Fill: You can fill missing values with a default value using the UPDATE statement:

UPDATE sales_data
SET column_name = 'default_value'
WHERE column_name IS NULL;

Interpolate: For numerical data, you might want to interpolate missing values based on surrounding data points.

WITH RankedData AS (
    SELECT
        column_name,
        LAG(column_name) OVER (ORDER BY id) AS prev_value,
        LEAD(column_name) OVER (ORDER BY id) AS next_value,
        id
    FROM
        sales_data
),
InterpolatedData AS (
    SELECT
        id,
        column_name,
        CASE
            WHEN column_name IS NULL THEN (prev_value + next_value) / 2
            ELSE column_name
        END AS interpolated_column
    FROM
        RankedData
)
SELECT *
FROM InterpolatedData;

In this example, id is assumed to be a column that orders the data. The LAG and LEAD functions are used to get the previous and next values, and then the CASE statement is used to interpolate the missing value as the average of these two.
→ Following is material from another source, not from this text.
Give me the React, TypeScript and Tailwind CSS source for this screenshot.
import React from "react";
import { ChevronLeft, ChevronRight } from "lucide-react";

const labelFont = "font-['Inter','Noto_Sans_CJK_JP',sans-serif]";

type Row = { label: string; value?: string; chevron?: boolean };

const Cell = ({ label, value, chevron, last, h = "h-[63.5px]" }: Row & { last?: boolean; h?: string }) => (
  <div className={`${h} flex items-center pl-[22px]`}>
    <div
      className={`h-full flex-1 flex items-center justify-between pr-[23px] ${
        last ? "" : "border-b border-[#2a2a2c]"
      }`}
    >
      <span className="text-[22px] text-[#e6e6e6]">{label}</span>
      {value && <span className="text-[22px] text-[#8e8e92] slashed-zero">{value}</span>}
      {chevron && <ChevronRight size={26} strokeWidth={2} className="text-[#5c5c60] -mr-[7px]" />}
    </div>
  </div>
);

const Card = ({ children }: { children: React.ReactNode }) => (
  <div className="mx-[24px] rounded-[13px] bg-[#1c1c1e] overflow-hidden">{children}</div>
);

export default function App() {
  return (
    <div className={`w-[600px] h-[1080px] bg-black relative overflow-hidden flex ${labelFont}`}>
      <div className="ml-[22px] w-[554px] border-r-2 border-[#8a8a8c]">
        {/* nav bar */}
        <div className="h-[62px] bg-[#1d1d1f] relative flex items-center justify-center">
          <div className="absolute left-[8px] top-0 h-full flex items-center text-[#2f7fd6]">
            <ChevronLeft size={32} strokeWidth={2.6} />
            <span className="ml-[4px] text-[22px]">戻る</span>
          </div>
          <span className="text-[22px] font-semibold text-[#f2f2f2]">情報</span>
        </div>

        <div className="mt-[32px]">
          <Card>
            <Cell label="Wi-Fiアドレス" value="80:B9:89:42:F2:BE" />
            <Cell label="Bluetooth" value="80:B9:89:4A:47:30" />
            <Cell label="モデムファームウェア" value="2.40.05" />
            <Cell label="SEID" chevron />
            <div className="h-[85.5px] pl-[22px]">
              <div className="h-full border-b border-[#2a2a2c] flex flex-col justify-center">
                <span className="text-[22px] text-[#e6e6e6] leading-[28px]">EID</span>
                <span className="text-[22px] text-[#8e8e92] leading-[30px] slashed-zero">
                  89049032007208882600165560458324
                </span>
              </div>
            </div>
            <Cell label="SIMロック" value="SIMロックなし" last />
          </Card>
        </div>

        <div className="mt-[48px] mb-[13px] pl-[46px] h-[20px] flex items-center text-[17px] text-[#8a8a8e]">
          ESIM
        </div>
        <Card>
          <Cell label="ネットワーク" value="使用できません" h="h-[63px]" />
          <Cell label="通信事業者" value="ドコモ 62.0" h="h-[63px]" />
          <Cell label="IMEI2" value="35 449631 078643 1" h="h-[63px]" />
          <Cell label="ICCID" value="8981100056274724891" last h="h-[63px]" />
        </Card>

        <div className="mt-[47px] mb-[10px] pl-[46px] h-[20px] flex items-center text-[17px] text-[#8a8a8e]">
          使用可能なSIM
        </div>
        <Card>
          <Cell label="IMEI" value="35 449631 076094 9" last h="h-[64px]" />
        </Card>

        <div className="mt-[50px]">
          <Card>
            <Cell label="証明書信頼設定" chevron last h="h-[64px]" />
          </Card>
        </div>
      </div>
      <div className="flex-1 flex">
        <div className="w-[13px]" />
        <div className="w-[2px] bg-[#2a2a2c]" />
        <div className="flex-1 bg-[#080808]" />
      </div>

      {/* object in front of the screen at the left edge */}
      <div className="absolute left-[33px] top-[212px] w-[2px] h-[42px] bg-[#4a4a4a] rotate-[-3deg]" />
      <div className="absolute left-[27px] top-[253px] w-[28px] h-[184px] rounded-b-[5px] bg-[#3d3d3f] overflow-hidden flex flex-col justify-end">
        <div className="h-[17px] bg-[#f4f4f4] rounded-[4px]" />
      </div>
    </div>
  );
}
This is a basic form of interpolation and may need to be adjusted based on the context of your data.

Step 4: Removing Duplicates

Duplicate records can occur due to data entry errors or during data collection. Use the DISTINCT keyword to find unique records.
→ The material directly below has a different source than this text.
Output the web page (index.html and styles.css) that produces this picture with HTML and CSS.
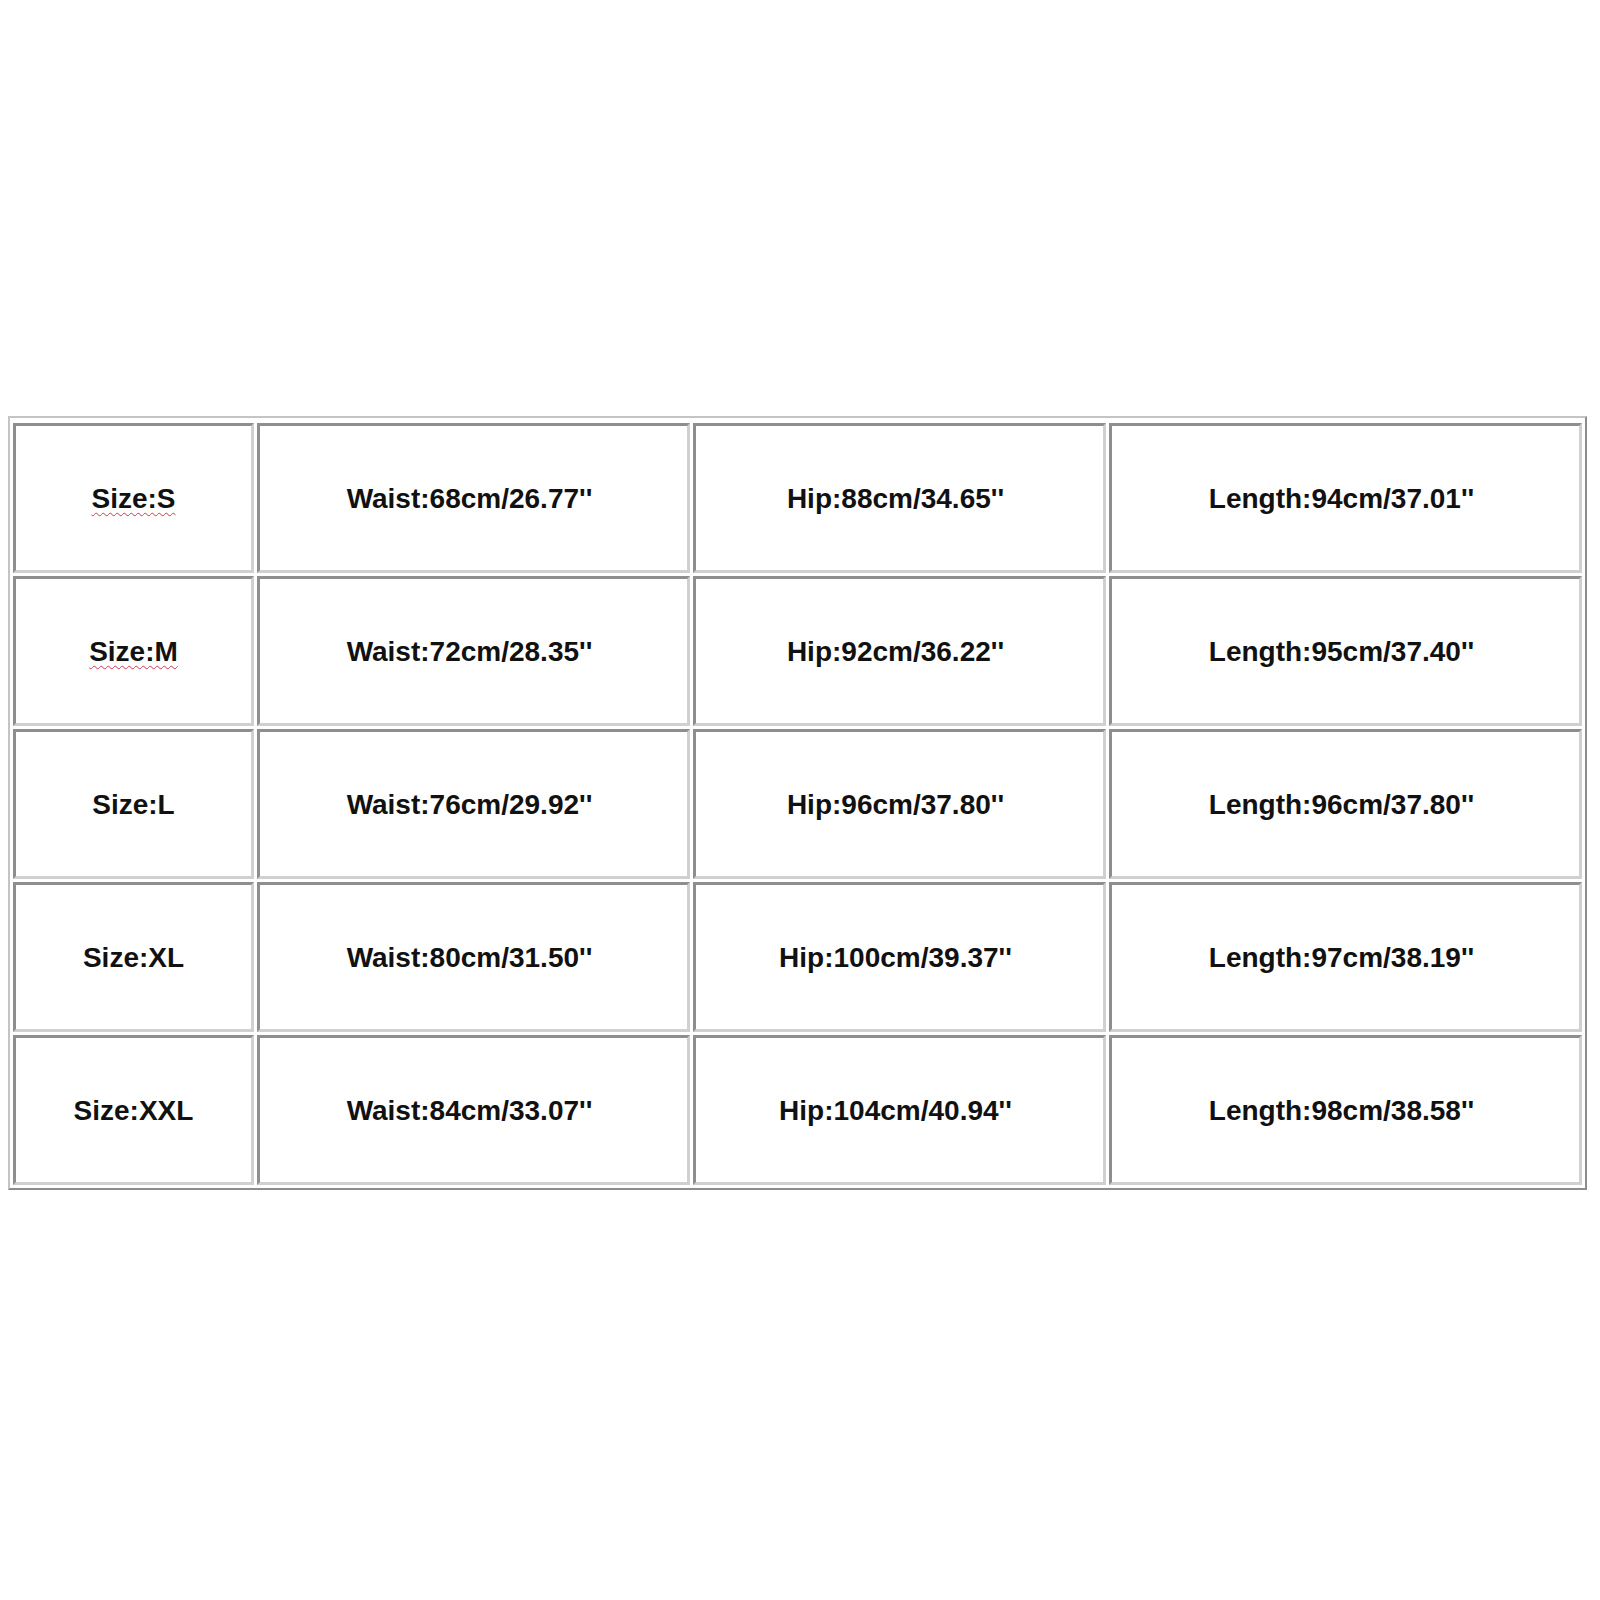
FILE: index.html
```html
<!DOCTYPE html>
<html>
<head>
<meta charset="utf-8">
<link rel="stylesheet" href="styles.css">
</head>
<body>
<div class="page">
  <table class="sizes">
    <colgroup>
      <col class="c1"><col class="c2"><col class="c3"><col class="c4">
    </colgroup>
    <tr>
      <td><span class="spell">Size:S</span></td>
      <td class="val">Waist:68cm/26.77''</td>
      <td class="val">Hip:88cm/34.65''</td>
      <td class="val">Length:94cm/37.01''</td>
    </tr>
    <tr>
      <td><span class="spell">Size:M</span></td>
      <td class="val">Waist:72cm/28.35''</td>
      <td class="val">Hip:92cm/36.22''</td>
      <td class="val">Length:95cm/37.40''</td>
    </tr>
    <tr>
      <td>Size:L</td>
      <td class="val">Waist:76cm/29.92''</td>
      <td class="val">Hip:96cm/37.80''</td>
      <td class="val">Length:96cm/37.80''</td>
    </tr>
    <tr>
      <td>Size:XL</td>
      <td class="val">Waist:80cm/31.50''</td>
      <td class="val">Hip:100cm/39.37''</td>
      <td class="val">Length:97cm/38.19''</td>
    </tr>
    <tr>
      <td>Size:XXL</td>
      <td class="val">Waist:84cm/33.07''</td>
      <td class="val">Hip:104cm/40.94''</td>
      <td class="val">Length:98cm/38.58''</td>
    </tr>
  </table>
</div>
</body>
</html>
```
FILE: styles.css
```css
html, body {
  background: #ffffff;
}
body {
  margin: 0;
  padding: 416px 0 0 8px;
  font-family: "Liberation Sans", Arial, sans-serif;
}
.sizes {
  border-collapse: separate;
  border-spacing: 3px;
  table-layout: fixed;
  width: 1579px;
  padding-top: 2px;
  border-style: solid;
  border-width: 2px;
  border-color: #c4c4c4 #8c8c8c #8c8c8c #c4c4c4;
}
.c1 { width: 241px; }
.c2 { width: 433px; }
.c3 { width: 413px; }
.c4 { width: 473px; }
.sizes td {
  box-sizing: border-box;
  height: 150px;
  padding: 2px 0 0 0;
  text-align: center;
  vertical-align: middle;
  font-weight: bold;
  font-size: 28px;
  color: #111111;
  border-style: solid;
  border-width: 3px;
  border-color: #8e8e8e #d0d0d0 #d0d0d0 #8e8e8e;
}
.sizes td.val {
  padding-right: 8px;
}
.spell {
  text-decoration-line: underline;
  text-decoration-style: wavy;
  text-decoration-color: #c8385a;
  text-decoration-thickness: 1px;
  text-underline-offset: 4px;
}
```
To delete duplicates, you can use a temporary table or the ROW_NUMBER() function:

-- Create a new table with distinct records
CREATE TABLE temp_sales_data AS
SELECT DISTINCT *
FROM sales_data;

-- Delete the old table
DROP TABLE sales_data;

-- Rename the new table to the original table name
ALTER TABLE temp_sales_data
RENAME TO sales_data;

Step 5: Standardizing Data Formats

Consistent data formats are essential for analysis. Use the CAST or CONVERT function to standardize data types:

UPDATE sales_data
SET date_column = CAST(date_column AS DATE)
WHERE date_column IS NOT NULL;

Step 6: Validating Data Ranges

Ensure that numerical values fall within expected ranges using the BETWEEN keyword:

SELECT *
FROM sales_data
WHERE numeric_column NOT BETWEEN expected_minimum AND expected_maximum;

Step 7: Cleaning Strings

Strings often contain leading or trailing spaces or incorrect capitalization. Use the TRIM, LOWER, and UPPER functions to clean them:

UPDATE sales_data
SET string_column = TRIM(string_column);

Step 8: Dealing with Outliers

Outliers can be legitimate or errors. To detect outliers, consider using statistical methods like the Interquartile Range (IQR).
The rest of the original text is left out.